(Dataset items)
※

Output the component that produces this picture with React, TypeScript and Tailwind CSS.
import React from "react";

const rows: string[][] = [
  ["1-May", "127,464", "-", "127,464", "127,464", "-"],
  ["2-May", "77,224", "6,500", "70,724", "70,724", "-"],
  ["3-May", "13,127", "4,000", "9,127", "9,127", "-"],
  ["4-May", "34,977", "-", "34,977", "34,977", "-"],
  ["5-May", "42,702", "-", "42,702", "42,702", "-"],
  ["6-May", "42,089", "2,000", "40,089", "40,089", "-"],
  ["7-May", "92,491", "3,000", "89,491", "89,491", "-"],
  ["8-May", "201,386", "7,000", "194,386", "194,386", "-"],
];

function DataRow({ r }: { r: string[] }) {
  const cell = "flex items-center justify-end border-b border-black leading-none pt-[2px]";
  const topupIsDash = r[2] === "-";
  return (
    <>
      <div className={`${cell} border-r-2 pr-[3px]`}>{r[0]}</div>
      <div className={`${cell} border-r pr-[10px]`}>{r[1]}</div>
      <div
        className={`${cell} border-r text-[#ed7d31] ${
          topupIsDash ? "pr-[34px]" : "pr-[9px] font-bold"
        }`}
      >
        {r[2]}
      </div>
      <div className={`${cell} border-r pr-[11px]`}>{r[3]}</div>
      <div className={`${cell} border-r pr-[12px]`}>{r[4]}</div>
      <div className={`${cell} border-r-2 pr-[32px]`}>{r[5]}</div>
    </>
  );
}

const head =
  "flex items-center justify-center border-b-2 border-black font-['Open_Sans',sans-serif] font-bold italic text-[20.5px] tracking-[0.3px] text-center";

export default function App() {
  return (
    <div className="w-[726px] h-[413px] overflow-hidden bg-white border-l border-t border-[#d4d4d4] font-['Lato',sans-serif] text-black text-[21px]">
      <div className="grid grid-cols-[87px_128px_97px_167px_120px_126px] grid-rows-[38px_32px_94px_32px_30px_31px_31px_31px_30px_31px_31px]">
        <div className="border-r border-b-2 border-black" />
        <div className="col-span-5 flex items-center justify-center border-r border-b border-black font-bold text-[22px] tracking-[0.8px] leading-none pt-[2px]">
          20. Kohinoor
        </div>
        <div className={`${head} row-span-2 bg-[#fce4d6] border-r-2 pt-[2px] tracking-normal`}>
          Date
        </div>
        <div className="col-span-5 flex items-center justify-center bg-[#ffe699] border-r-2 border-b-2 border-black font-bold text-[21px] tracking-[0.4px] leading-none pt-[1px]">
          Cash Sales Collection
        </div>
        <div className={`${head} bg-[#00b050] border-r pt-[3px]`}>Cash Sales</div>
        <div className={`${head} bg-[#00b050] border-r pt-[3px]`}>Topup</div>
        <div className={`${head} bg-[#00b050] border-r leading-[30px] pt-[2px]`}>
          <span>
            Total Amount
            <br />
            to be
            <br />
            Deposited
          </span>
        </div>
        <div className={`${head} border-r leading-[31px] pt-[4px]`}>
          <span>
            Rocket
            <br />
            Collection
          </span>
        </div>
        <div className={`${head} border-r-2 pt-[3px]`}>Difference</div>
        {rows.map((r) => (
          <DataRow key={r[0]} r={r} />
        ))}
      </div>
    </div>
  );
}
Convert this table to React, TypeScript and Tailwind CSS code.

※

Show the lines of the material that contain the word "this".

Output the component that produces this picture with React, TypeScript and Tailwind CSS.
Convert this table to React, TypeScript and Tailwind CSS code.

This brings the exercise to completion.